Health Department Code of Ethics for Paternity Testing
If you’re looking for peace of mind paternity tests, it couldn’t be easier. You can simply order your sample collection kit online, collect the swabs and post them back. Unless you need a test that can be admissible in court, you don’t need to go to a health professional but can conduct the test from the comfort of your own home.
The Ethics Department
However, the Ethics Department has issued guidelines for health professionals when it comes to such tests. Previously, paternity tests involved blood samples so medical professions were more involved in the sample collection process. Now it’s possible to do paternity DNA tests with a mouth swab and kits can be sent direct to the general public. There are concerns that this could lead to unethical use of DNA kits – such as taking swabs without consent. It’s possible for men to conduct these tests without the mother of the child’s consent.
Code of Practice
A Code of Practice issued by the Health Department has laid out the following guidelines for paternity tests:
- Consent is required for all DNA samples
- The views of children should be accounted for before deciding on whether or not to conduct the analysis – if the child is of an age where they are capable of understanding the issues.

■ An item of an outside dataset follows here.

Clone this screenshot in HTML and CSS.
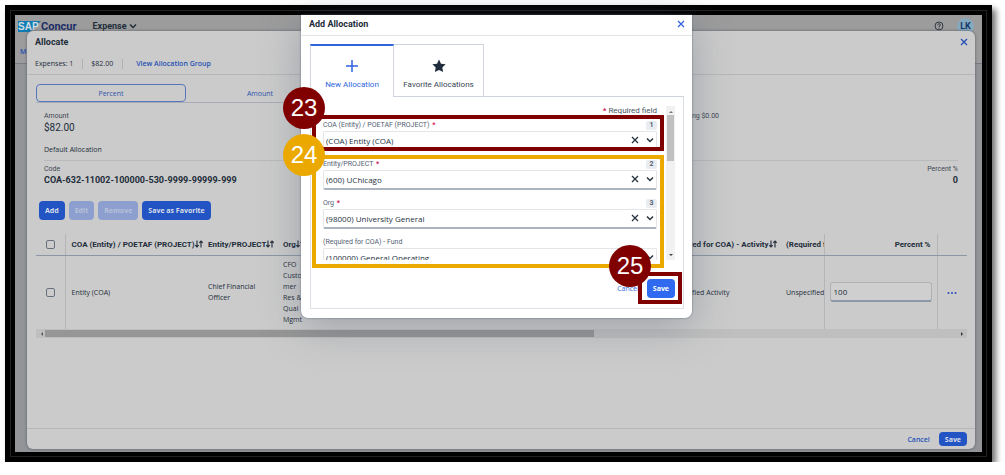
FILE: index.html
```html
<!DOCTYPE html>
<html lang="en">
<head>
<meta charset="utf-8">
<title>Allocate - SAP Concur</title>
<link rel="stylesheet" href="styles.css">
</head>
<body>
<svg class="defs" aria-hidden="true">
  <symbol id="x" viewBox="0 0 8 8"><path d="M1 1l6 6M7 1l-6 6" fill="none" stroke="currentColor" stroke-width="1.3"/></symbol>
  <symbol id="chev" viewBox="0 0 8 8"><path d="M1 2.5l3 3 3-3" fill="none" stroke="currentColor" stroke-width="1.5"/></symbol>
  <symbol id="sort" viewBox="0 0 8 8"><path d="M2 .5v6.5M.3 5.2L2 7l1.7-1.8M6 7.5v-6.500M4.300 2.800L6 1l1.700 1.800" fill="none" stroke="currentColor" stroke-width="1.1"/></symbol>
</svg>
<div class="frame">
  <main class="app">
    <header class="topbar">
      <svg class="logo" viewBox="0 0 23 11" role="img" aria-label="SAP"><path d="M0 0h23L12 11H0z" fill="#0f7db5"/><text x="0" y="9" class="logo-text">SAP</text></svg>
      <span class="brand">Concur</span>
      <button class="menu">Expense <svg class="ico"><use href="#chev"/></svg></button>
      <span class="grow"></span>
      <svg class="help" viewBox="0 0 10 10" role="img" aria-label="Help"><circle cx="5" cy="5" r="4" fill="none" stroke="#333a44"/><path d="M3.700 4.200c0-2 2.700-1.800 2.700-.2 0 1-1.400 1-1.400 2M5 6.700v1" fill="none" stroke="#333a44"/></svg>
      <span class="avatar">LK</span>
    </header>
    <nav class="subnav"><a href="#">Manage</a></nav>
  </main>

  <section class="dialog" aria-label="Allocate">
    <header class="dialog-head">
      <div class="title-row"><h1>Allocate</h1><button class="icon-btn" aria-label="Close"><svg class="ico"><use href="#x"/></svg></button></div>
      <div class="meta"><span class="meta-item">Expenses: 1</span><span class="meta-item amount">$82.00</span><a href="#">View Allocation Group</a></div>
    </header>
    <div class="dialog-body">
      <div class="segments"><button class="seg on">Percent</button><button class="seg">Amount</button></div>
      <div class="summary">
        <div class="amount-row">
          <div><div class="label">Amount</div><div class="value">$82.00</div></div>
          <div class="label remaining">Remaining $0.00</div>
        </div>
        <div class="default">Default Allocation</div>
        <div class="code-row">
          <div><div class="label">Code</div><div class="code">COA-632-11002-100000-530-9999-99999-999</div></div>
          <div class="right"><div class="label">Percent %</div><div class="code">0</div></div>
        </div>
      </div>
      <div class="actions">
        <button class="btn">Add</button><button class="btn" disabled>Edit</button><button class="btn" disabled>Remove</button><button class="btn">Save as Favorite</button>
      </div>
      <table class="grid">
        <colgroup><col class="c-check"><col class="c-coa"><col class="c-entity"><col class="c-org"><col><col class="c-act"><col class="c-req"><col class="c-pct"><col class="c-more"></colgroup>
        <thead><tr>
          <th class="line check"><input type="checkbox" aria-label="Select all"></th>
          <th>COA (Entity) / POETAF (PROJECT)<svg class="ico"><use href="#sort"/></svg></th>
          <th>Entity/PROJECT<svg class="ico"><use href="#sort"/></svg></th>
          <th>Org<svg class="ico"><use href="#sort"/></svg></th>
          <th></th>
          <th>(Required for COA) - Activity<svg class="ico"><use href="#sort"/></svg></th>
          <th class="line clip">(Required for COA)</th>
          <th class="line num">Percent %</th>
          <th></th>
        </tr></thead>
        <tbody><tr>
          <td class="line check"><input type="checkbox" aria-label="Select row"></td>
          <td>Entity (COA)</td>
          <td>Chief Financial<br>Officer</td>
          <td class="org">CFO<br>Custo<br>mer<br>Res &amp;<br>Qual<br>Mgmt</td>
          <td></td>
          <td>Unspecified Activity</td>
          <td class="line clip">Unspecified</td>
          <td class="line pct"><input class="pct-input" type="text" value="100" aria-label="Percent"></td>
          <td class="more"><button class="icon-btn" aria-label="More"><svg class="dots" viewBox="0 0 10 4"><circle cx="1.500" cy="2" r="1"/><circle cx="5" cy="2" r="1"/><circle cx="8.500" cy="2" r="1"/></svg></button></td>
        </tr></tbody>
      </table>
      <div class="hbar"><span class="arrow left"></span><span class="hthumb"></span><span class="grow"></span><span class="arrow rightward"></span></div>
    </div>
    <footer class="dialog-foot"><button class="link">Cancel</button><button class="btn small">Save</button></footer>
  </section>

  <div class="layer">
    <section class="modal" aria-label="Add Allocation">
      <header class="modal-head"><h2>Add Allocation</h2><button class="icon-btn" aria-label="Close"><svg class="ico"><use href="#x"/></svg></button></header>
      <div class="modal-body">
        <div class="tabs">
          <button class="tab on"><svg class="tab-ico" viewBox="0 0 14 14"><path d="M7 1v12M1 7h12" stroke="currentColor" stroke-width="1.500"/></svg>New Allocation</button>
          <button class="tab second"><svg class="tab-ico" viewBox="0 0 14 14"><path d="M7 .5l2 4.200 4.600.6-3.300 3.200.8 4.600L7 10.900l-4.100 2.200.8-4.600L.4 5.300 5 4.700z" fill="#1f2d3d"/></svg>Favorite Allocations</button>
          <span class="tab-rest"></span>
        </div>
        <div class="panel">
          <div class="scroller">
            <form class="fields">
              <p class="required"><b>*</b> Required field</p>
              <div class="field"><div class="field-top"><label for="f1">COA (Entity) / POETAF (PROJECT) <b>*</b></label><span class="num-badge">1</span></div>
                <div class="combo"><input id="f1" type="text" value="(COA) Entity (COA)"><button type="button" aria-label="Clear"><svg class="ico"><use href="#x"/></svg></button><button type="button" aria-label="Open"><svg class="ico"><use href="#chev"/></svg></button></div></div>
              <div class="field"><div class="field-top"><label for="f2">Entity/PROJECT <b>*</b></label><span class="num-badge">2</span></div>
                <div class="combo"><input id="f2" type="text" value="(600) UChicago"><button type="button" aria-label="Clear"><svg class="ico"><use href="#x"/></svg></button><button type="button" aria-label="Open"><svg class="ico"><use href="#chev"/></svg></button></div></div>
              <div class="field"><div class="field-top"><label for="f3">Org <b>*</b></label><span class="num-badge">3</span></div>
                <div class="combo"><input id="f3" type="text" value="(98000) University General"><button type="button" aria-label="Clear"><svg class="ico"><use href="#x"/></svg></button><button type="button" aria-label="Open"><svg class="ico"><use href="#chev"/></svg></button></div></div>
              <div class="field"><div class="field-top"><label for="f4">(Required for COA) - Fund</label></div>
                <div class="combo"><input id="f4" type="text" value="(100000) General Operating"><button type="button" aria-label="Open"><svg class="ico"><use href="#chev"/></svg></button></div></div>
            </form>
            <div class="vbar"><span class="arrow up"></span><span class="vthumb"></span><span class="grow"></span><span class="arrow down"></span></div>
          </div>
          <div class="panel-foot"><button class="link">Cancel</button><button class="btn bright">Save</button></div>
        </div>
      </div>
      <span class="box box-23"></span><span class="box box-24"></span><span class="box box-25"></span>
      <span class="dot dot-23">23</span><span class="dot dot-24">24</span><span class="dot dot-25">25</span>
    </section>
  </div>
</div>
</body>
</html>
```

FILE: styles.css
```css
* { box-sizing: border-box; }
body { margin: 0; background: #fff; color: #222d3a; font: 7px/11px "Open Sans", "Noto Sans", sans-serif; }
button, input { font: inherit; color: inherit; margin: 0; }
button { background: none; border: 0; padding: 0; cursor: pointer; }
a { color: #234fb4; text-decoration: none; font-weight: 600; }
h1, h2, p { margin: 0; font-size: 9px; }
h1, h2, .topbar, .value, .code, .label, .grid th, .tab, .required, .field-top { font-family: Roboto, "Liberation Sans", sans-serif; }
.defs { position: absolute; width: 0; height: 0; }
.ico { width: 8px; height: 8px; flex: none; vertical-align: -1px; }
.grow { flex: 1; }

.frame { position: relative; margin: 5px 13px 0 5px; min-height: calc(100vh - 18px); padding: 10px; background: #000; box-shadow: 4px 4px 6px rgba(0,0,0,.55); display: flex; }
.frame::before { content: ""; position: absolute; inset: 5px; border: 1px solid #222; }
.app { position: relative; flex: 1; background: #929498; }
.topbar { display: flex; align-items: center; height: 22px; padding: 0 8px 0 3px; background: #9c9c9c; }
.logo { width: 23px; height: 11px; }
.logo-text { font: 700 10px "Liberation Sans", sans-serif; fill: #d4dde2; }
.brand { font-size: 11px; font-weight: 700; color: #1c2c66; }
.menu { margin-left: 16px; font-size: 9px; font-weight: 700; color: #222d3a; }
.help { width: 10px; height: 10px; margin-right: 13px; }
.avatar { width: 17px; height: 17px; border-radius: 50%; background: #86a9bd; color: #143a6b; font-weight: 700; font-size: 9px; line-height: 17px; text-align: center; }
.subnav { height: 27px; padding: 9px 5px; border-bottom: 1px solid #777b82; background: #9c9c9c; }

.dialog { position: absolute; inset: 26px 17px 13px 22px; display: flex; flex-direction: column; background: #cbcbcb; border-radius: 6px; box-shadow: 0 0 3px #555b66; }
.dialog-head { padding: 6px 7px 5px 8px; border-bottom: 1px solid #b7b7b9; }
.title-row { display: flex; justify-content: space-between; align-items: center; }
.icon-btn { color: #234fb4; line-height: 8px; }
.meta { display: flex; align-items: center; padding-top: 10px; }
.meta-item { padding-right: 9px; border-right: 1px solid #b0b1b4; margin-right: 8px; line-height: 10px; }
.meta-item.amount { margin-right: 13px; }
.dialog-body { flex: 1; padding: 9px 8px 0 9px; }
.segments { display: flex; border-bottom: 1px solid #a9adb5; width: 298px; }
.seg { flex: 1; height: 18px; color: #2f55ad; }
.seg.on { border: 1px solid #5877bb; border-radius: 4px; }
.summary { padding: 9px 9px 0 8px; }
.label { font-size: 7px; line-height: 9px; color: #3d4652; }
.value { font-size: 10px; line-height: 13px; }
.amount-row, .code-row { display: flex; justify-content: space-between; }
.remaining { margin-right: 239px; }
.default { padding: 10px 0 5px; border-bottom: 1px solid #bababc; }
.code-row { padding-top: 4px; }
.code { font-size: 9px; line-height: 13px; font-weight: 700; }
.right { text-align: right; }
.actions { display: flex; gap: 4px; padding: 14px 3px; }
.btn { height: 19px; padding: 0 6px; border-radius: 4px; background: #2354c4; color: #d8deea; font-weight: 700; }
.btn:disabled { background: #8d9fce; color: #b8c1da; }
.btn.small { height: 14px; }
.btn.bright { background: #2f6af0; color: #fff; }

.grid { width: 100%; table-layout: fixed; border-collapse: collapse; text-align: left; }
.c-check { width: 29px; } .c-coa { width: 137px; } .c-entity { width: 75px; } .c-org { width: 30px; }
.c-act { width: 120px; } .c-req { width: 44px; } .c-pct { width: 113px; } .c-more { width: 30px; }
.grid th { height: 21px; border-bottom: 1px solid #8b97a5; padding: 0 0 0 6px; white-space: nowrap; font-size: 8px; }
.grid td { height: 74px; padding: 0 0 0 6px; vertical-align: middle; white-space: nowrap; }
.grid .line { border-right: 1px solid #b4b5b7; }
.grid .check { padding: 0 0 0 10px; line-height: 0; }
.grid .clip { overflow: hidden; }
.grid .num { text-align: right; padding-right: 6px; }
.grid .pct { padding: 0 5px; }
.grid .more { text-align: center; padding: 0; }
.grid input[type=checkbox] { appearance: none; width: 9px; height: 9px; border: 1px solid #67717e; border-radius: 2px; }
.pct-input { width: 100%; height: 20px; padding: 0 3px; font-size: 8px; background: #cfcfcf; border: 1px solid #aeb2b7; border-bottom: 2px solid #8b98a5; border-radius: 3px; }
.dots { width: 10px; height: 4px; fill: #2b4db3; }
.hbar { display: flex; align-items: center; height: 9px; background: #bfbfbf; }
.arrow { width: 9px; height: 9px; display: flex; align-items: center; justify-content: center; }
.arrow::before { content: ""; border: 2px solid transparent; }
.left::before { border-right-color: #555; }
.rightward::before { border-left-color: #333; }
.up::before { border-bottom-color: #777; }
.down::before { border-top-color: #444; }
.hthumb { width: 59%; height: 7px; background: #969696; }
.dialog-foot { display: flex; justify-content: flex-end; align-items: center; gap: 9px; height: 21px; padding: 0 8px; border-top: 1px solid #b7b7b9; }
.link { color: #2553ba; font-weight: 600; }

.layer { position: absolute; inset: 10px 14px 10px 10px; display: flex; justify-content: center; align-items: flex-start; }
.modal { position: relative; width: 391px; background: #fff; border-radius: 0 0 7px 7px; box-shadow: 0 0 2px #5d6878, 0 8px 40px rgba(70,80,100,.35); }
.modal-head { display: flex; justify-content: space-between; align-items: center; height: 21px; padding: 0 7px 2px 8px; border-bottom: 1px solid #e3e4e8; }
.modal .icon-btn { color: #2f64dd; }
.modal-body { padding: 8px 8px 9px 9px; }
.tabs { display: flex; }
.tab { display: flex; flex-direction: column; align-items: center; justify-content: flex-end; gap: 6px; width: 84px; height: 53px; padding-bottom: 7px; border: 1px solid #d3d7e2; border-top: 2px solid #2f64dd; border-bottom: 0; color: #2f64dd; font-size: 8px; }
.tab.second { width: 90px; border-top: 1px solid #cdd3dd; border-left: 0; border-bottom: 1px solid #cdd3dd; color: #3a4655; padding-bottom: 6px; }
.tab-rest { flex: 1; border-bottom: 1px solid #cdd3dd; }
.tab-ico { width: 14px; height: 14px; }
.panel { border: 1px solid #dcdfe6; border-top: 0; padding: 9px 8px 10px 12px; }
.scroller { display: flex; height: 154px; overflow: hidden; gap: 9px; }
.fields { flex: 1; }
.required { font-size: 8px; line-height: 10px; height: 14px; text-align: right; color: #4b5663; }
.fields b { color: #d0245c; margin-left: 1px; }
.field { height: 39px; }
.field-top { display: flex; justify-content: space-between; align-items: center; height: 11px; font-size: 7px; line-height: 9px; color: #536274; }
.num-badge { width: 11px; border-radius: 2px; background: #e9ecf0; text-align: center; font-weight: 700; }
.combo { display: flex; align-items: center; gap: 7px; height: 20px; padding-right: 2px; border: 1px solid #e3e5e9; border-bottom: 2px solid #acb4bf; border-radius: 2px; color: #27333f; }
.combo input { flex: 1; min-width: 0; padding: 0 2px; border: 0; background: none; outline: 0; font-size: 8px; }
.combo button { line-height: 8px; }
.vbar { display: flex; flex-direction: column; width: 9px; background: #f1f1f1; }
.vthumb { width: 7px; height: 46px; margin: 0 1px; background: #c0c0c0; }
.panel-foot { display: flex; justify-content: flex-end; align-items: center; gap: 8px; padding-top: 19px; }
.panel-foot .link { color: #2f64dd; font-weight: 400; }
.panel-foot .btn { padding: 0 6px; }

.box { position: absolute; left: 11px; right: 28px; border: 4px solid #800000; pointer-events: none; }
.box-23 { top: 100px; height: 36px; }
.box-24 { top: 140px; height: 113px; border-color: #eba900; }
.box-25 { left: auto; right: 10px; top: 257px; width: 44px; height: 32px; }
.dot { position: absolute; left: -18px; width: 42px; height: 42px; border-radius: 50%; background: #800000; color: #fff; font: 24px/42px "Liberation Sans", Arial, sans-serif; text-align: center; }
.dot-23 { top: 72px; }
.dot-24 { top: 119px; background: #eba900; }
.dot-25 { left: auto; right: 41px; top: 230px; }
```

- If health professionals are involved in assisting in paternity tests, they must only do so if it’s been shown to be in the best interests of the child.
- If health professionals are issuing or advising on a test, it is imperative that they outline all the possible implications of taking the test.
- Ethically, the mother and the child, if mature enough, should consent to the tests.
However, court orders can override issues of consent. And in general, it’s the courts view that the truth is often in the vast majority of cases, in the child’s best interests.